HEM YAZDI HEM OYNADI HEM YÖNETTİ
Alasya sanat hayatına 1959’da amatör olarak başladı. Bir süre dekoratörlük ve rehberlik yaptı. 1964’te, Arena Tiyatrosu’nda profesyonel oyunculuğa ilk kez adım attı. 1965’te Ulvi Uraz Tiyatrosu’nda Mister Nato, Kargalar Okulu, Şampanya ve Viski gibi oyunlarda rol aldı. 1965’te Ulvi Uraz Tiyatrosu’nda çalıştıktan sonra 1967’de Haldun Taner, Metin Akpınar ve Ahmet Gülhan ile birlikte Devekuşu Kabare Tiyatrosu’nun kurucuları arasında yer aldı. Bu topluluğun tüm oyunlarında oyuncu, yazar, yönetmen olarak çalıştı. Film çevirmeye 1973’ten sonra başladı. Metin Akpınar ile birlikte 37 yıl süren efsane bir ortaklığa imza attı. 1977’de de yönetmenlik yapmaya başladı. Yönettiği filmlerin çoğunda oyuncu olarak yer aldı. Sinemaya uzun süre ara verdikten sonra son filmi olan “Güle Güle”de oynadı. 1998 yılında Kültür Bakanlığı’nca verilen Devlet Sanatçısı unvanını aldı. 2010 Yılında Altın Portakal Yaşam Boyu Onur Ödülü aldı.
Hasta bir Fenerli
“Hayatımız Fenerbahçe Stadı’nda geçerdi.
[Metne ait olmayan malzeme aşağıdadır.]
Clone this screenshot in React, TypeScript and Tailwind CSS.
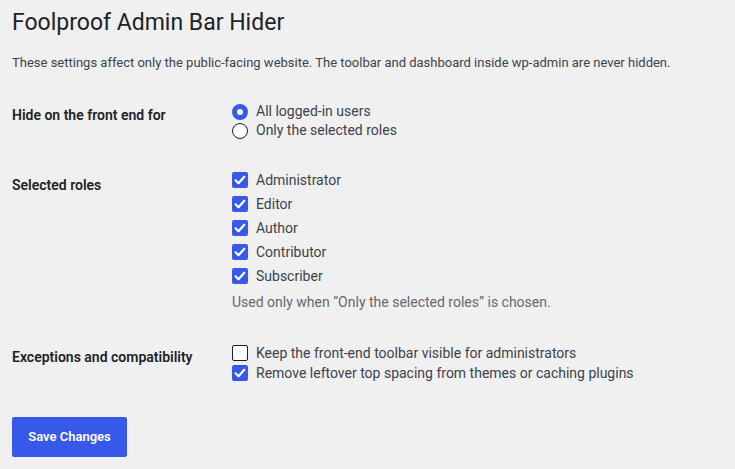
import React from 'react';

const ACCENT = 'bg-[#3858e9]';

const Check: React.FC<{ checked: boolean }> = ({ checked }) =>
  checked ? (
    <span className={`flex h-4 w-4 shrink-0 items-center justify-center rounded-[2px] ${ACCENT}`}>
      <svg viewBox="0 0 16 16" className="h-4 w-4" fill="none">
        <path d="M3.6 8.3l2.9 2.9 5.8-6.4" stroke="#fff" strokeWidth="2.2" strokeLinecap="round" strokeLinejoin="round" />
      </svg>
    </span>
  ) : (
    <span className="h-4 w-4 shrink-0 rounded-[2px] border border-[#1e1e1e] bg-white" />
  );

const Radio: React.FC<{ checked: boolean }> = ({ checked }) =>
  checked ? (
    <span className="h-4 w-4 shrink-0 rounded-full border-[5px] border-[#3858e9] bg-white" />
  ) : (
    <span className="h-4 w-4 shrink-0 rounded-full border border-[#1e1e1e] bg-white" />
  );

const roles = ['Administrator', 'Editor', 'Author', 'Contributor', 'Subscriber'];

export default function App() {
  return (
    <div className="min-h-[469px] bg-[#f0f0f1] px-3 font-['Roboto',sans-serif] text-[#1e1e1e]">
      <h1 className="pt-[8px] text-[23px] font-normal leading-[29px] text-[#1d2327]">Foolproof Admin Bar Hider</h1>
      <p className="mt-[16px] text-[13px] leading-[20px] text-[#3c434a]">
        These settings affect only the public-facing website. The toolbar and dashboard inside wp-admin are never hidden.
      </p>

      <div className="mt-[29px] flex">
        <div className="w-[220px] shrink-0 pt-[3px] text-[14px] font-semibold leading-[20px] text-[#1d2327]">
          Hide on the front end for
        </div>
        <div className="flex flex-col text-[14px] text-[#3c434a]">
          <label className="flex h-[19px] items-center gap-2">
            <Radio checked />
            All logged-in users
          </label>
          <label className="flex h-[19px] items-center gap-2">
            <Radio checked={false} />
            Only the selected roles
          </label>
        </div>
      </div>

      <div className="mt-[28px] flex">
        <div className="w-[220px] shrink-0 pt-[7px] text-[14px] font-semibold leading-[20px] text-[#1d2327]">
          Selected roles
        </div>
        <div className="flex flex-col text-[14px] text-[#3c434a]">
          {roles.map((r) => (
            <label key={r} className="flex h-[24px] items-center gap-2">
              <Check checked />
              {r}
            </label>
          ))}
          <p className="mt-[4px] leading-[20px] text-[#646970]">Used only when “Only the selected roles” is chosen.</p>
        </div>
      </div>

      <div className="mt-[31px] flex">
        <div className="w-[220px] shrink-0 pt-[4px] text-[14px] font-semibold leading-[20px] text-[#1d2327]">
          Exceptions and compatibility
        </div>
        <div className="flex flex-col text-[14px] text-[#3c434a]">
          <label className="flex h-[20px] items-center gap-2">
            <Check checked={false} />
            Keep the front-end toolbar visible for administrators
          </label>
          <label className="flex h-[20px] items-center gap-2">
            <Check checked />
            Remove leftover top spacing from themes or caching plugins
          </label>
        </div>
      </div>

      <button className={`mt-[34px] h-[40px] w-[115px] rounded-[2px] ${ACCENT} text-[13px] font-semibold text-white`}>
        Save Changes
      </button>
    </div>
  );
}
Belli bir yaşa kadar Fenerbahçe’nin hiçbir maçını kaçırmadım. Zamanla Fenerbahçe aşkı, renk aşkı, oyunculara aşk yerini başka hiçbir aşka bırakmayacak şekilde insanı zapt ediyor sanırım fanatizm dedikleri şey de bu. Kendim gözüm kapalı fanatik olmama rağmen ve başarısızlıklarımızda da objektif düşünebilmeme rağmen tabir-i caizse ‘hasta bir Fenerbahçeli’ oldum.”
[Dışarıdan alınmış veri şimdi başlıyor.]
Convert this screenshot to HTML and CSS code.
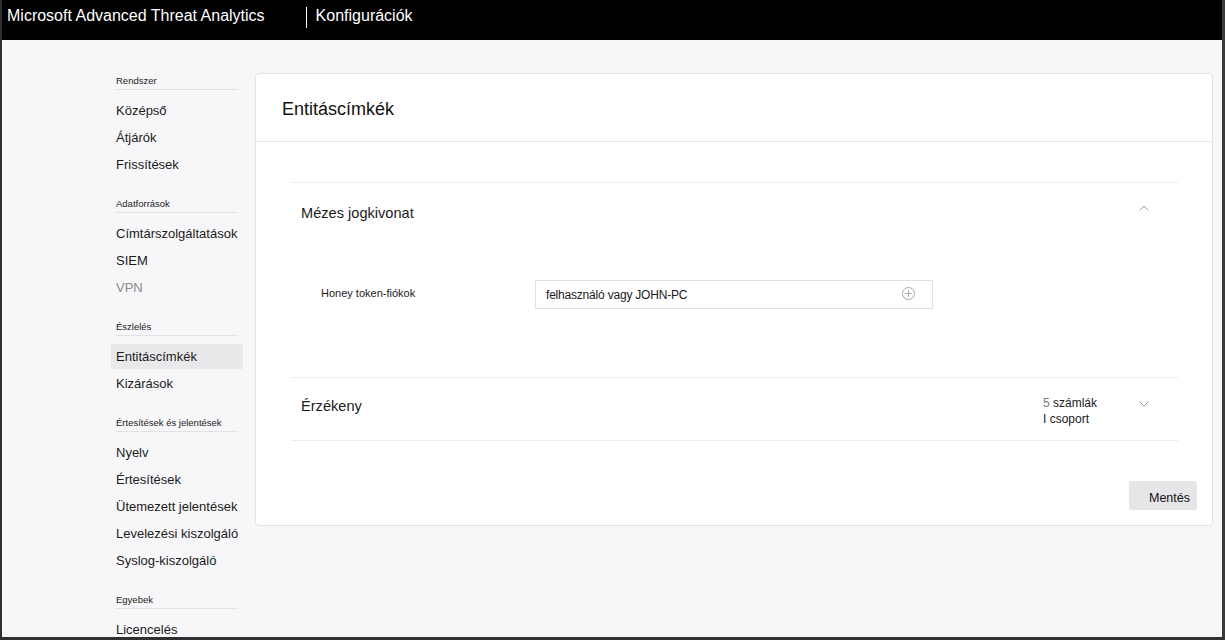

Tiyatro sınavına girince bavulumu kapıda buldum
Eczacı-kimyager olan babasını 15 yaşında kaybeden Zeki Alasya bir röportajında, o vefat etmeseydi asla başlayamayacağını söylemişti: “Babam yaşasaydı hayatta bu mesleği seçemezdim. Ya doktor ya eczacı ya kimyager olurdum. Tabii annemin biraz daha frenleri gevşekti bu konuda. Ona güvenerek şehir tiyatrolarının sınavına girdim. Hocalarımız Vasfi Rıza Zobu, Avni Dilligil, Haldun Taner gibi önemli isimlerdi. Annemin Türk Sanat Müziği üstadı bir yakını da o sınavdaymış ve anneme koşturup sınava girdiğimi söylemiş. Ben akşam eve gittiğimde bavulum kapı önünde, kapı açılmadı bana. Tabii ertesi gün af diledim ve bağışlandım! Ve Ulvi Uraz tiyatrosunda devam ettim.”
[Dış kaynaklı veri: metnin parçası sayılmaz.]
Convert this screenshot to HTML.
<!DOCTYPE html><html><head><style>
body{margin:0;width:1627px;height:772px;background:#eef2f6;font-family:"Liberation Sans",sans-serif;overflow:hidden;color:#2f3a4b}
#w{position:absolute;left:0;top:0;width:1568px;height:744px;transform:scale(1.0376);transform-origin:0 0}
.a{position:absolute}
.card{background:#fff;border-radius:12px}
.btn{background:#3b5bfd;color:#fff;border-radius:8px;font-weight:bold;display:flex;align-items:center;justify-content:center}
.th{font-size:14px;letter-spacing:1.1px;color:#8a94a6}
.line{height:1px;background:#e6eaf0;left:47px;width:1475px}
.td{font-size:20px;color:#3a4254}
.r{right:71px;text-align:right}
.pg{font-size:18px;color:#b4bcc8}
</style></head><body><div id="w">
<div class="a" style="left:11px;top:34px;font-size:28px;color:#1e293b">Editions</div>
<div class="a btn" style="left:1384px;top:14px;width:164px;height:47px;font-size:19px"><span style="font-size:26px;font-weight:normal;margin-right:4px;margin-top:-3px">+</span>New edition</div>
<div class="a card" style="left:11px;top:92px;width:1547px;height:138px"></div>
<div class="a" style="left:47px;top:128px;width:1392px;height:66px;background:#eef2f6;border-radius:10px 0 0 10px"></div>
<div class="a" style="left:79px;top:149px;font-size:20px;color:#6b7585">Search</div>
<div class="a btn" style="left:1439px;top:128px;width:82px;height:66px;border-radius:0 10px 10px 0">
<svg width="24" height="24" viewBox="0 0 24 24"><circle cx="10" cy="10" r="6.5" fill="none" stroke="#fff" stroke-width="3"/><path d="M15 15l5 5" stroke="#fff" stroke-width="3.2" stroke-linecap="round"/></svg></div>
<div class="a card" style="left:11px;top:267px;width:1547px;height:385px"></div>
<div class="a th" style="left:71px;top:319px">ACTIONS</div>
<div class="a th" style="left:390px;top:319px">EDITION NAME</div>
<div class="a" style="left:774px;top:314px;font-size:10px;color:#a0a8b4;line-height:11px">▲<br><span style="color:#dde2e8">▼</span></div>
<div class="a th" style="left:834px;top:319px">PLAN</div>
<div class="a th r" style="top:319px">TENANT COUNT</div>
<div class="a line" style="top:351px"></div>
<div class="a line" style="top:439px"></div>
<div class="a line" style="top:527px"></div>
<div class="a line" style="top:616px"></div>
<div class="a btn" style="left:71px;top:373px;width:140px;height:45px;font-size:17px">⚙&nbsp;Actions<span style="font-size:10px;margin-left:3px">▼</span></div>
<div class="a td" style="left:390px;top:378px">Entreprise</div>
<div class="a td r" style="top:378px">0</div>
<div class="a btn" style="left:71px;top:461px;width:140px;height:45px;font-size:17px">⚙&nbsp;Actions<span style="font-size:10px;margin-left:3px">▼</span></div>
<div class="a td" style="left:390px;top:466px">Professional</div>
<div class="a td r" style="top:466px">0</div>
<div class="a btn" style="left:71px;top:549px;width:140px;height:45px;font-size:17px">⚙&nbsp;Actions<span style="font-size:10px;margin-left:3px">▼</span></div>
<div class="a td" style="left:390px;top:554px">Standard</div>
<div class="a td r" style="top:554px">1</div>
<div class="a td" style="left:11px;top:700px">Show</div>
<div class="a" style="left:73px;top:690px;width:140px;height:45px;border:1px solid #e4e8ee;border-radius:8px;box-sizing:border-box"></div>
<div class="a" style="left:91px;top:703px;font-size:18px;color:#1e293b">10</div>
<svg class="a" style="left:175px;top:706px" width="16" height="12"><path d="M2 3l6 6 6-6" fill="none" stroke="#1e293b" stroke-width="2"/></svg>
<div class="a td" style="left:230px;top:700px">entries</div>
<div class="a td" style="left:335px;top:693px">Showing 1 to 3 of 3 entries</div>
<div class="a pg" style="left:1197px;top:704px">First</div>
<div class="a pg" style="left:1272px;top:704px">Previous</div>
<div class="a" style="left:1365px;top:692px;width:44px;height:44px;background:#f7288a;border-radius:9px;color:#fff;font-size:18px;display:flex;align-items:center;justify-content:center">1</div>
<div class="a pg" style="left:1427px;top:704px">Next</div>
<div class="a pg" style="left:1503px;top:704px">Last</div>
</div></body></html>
‘Hiç kalbimden silinmeyecek’
ZEKİ Alasya, doğum günü olan 18 Nisan’da karısı Jülide ve kızı Zeynep ile bir fotoğrafını “Doğum günü hatırası, hiç kalbimden silinmeyecek...” notuyla paylaşmıştı. Zeki Alasya ilk evliliğini Oya Hanım ile yaptı. Zeynep adındaki tek kızı bu evliliğinden dünyaya geldi. İlk eşinden 1987 yılında ayrıldıktan sonra ikinci evliliğini ise 1993’te Türkiye 2. Güzeli seçilen Sema Yunak ile hayatını birleştirdi. Usta oyuncu son olarak 2008 yılında kendisinden 35 yaş küçük olan Jülide Adak ile dünya evine girdi. Yedi yıllık eşi Jülide onun son anına kadar yanındaydı.
‘Terliğimi getir’ demem
Usta oyuncu, eşiyle hikayesini şöyle anlatmıştı: “Jülide ile evlenmemiz için bir sürü nedenimiz vardı. En önemlisi bana katlanmak çok zordur ama o katlandı. 4,5 yıl flört ettik. Bir balık lokantasında yaş gününü kutluyorduk. Çıkarıp bir yüzük verdim ve ‘Benimle evlenir misin?’ dedim. Kızım da vardı. En yakın arkadaşlarıma bile söylemeden nikah masasına oturduk. Jülide’yi güldürürüm. Müthiş kalender bir adamım. O bakımdan benimle olan kadınlar hep avantajlıdır. Yok ‘terliğimi getir’ falan demem.”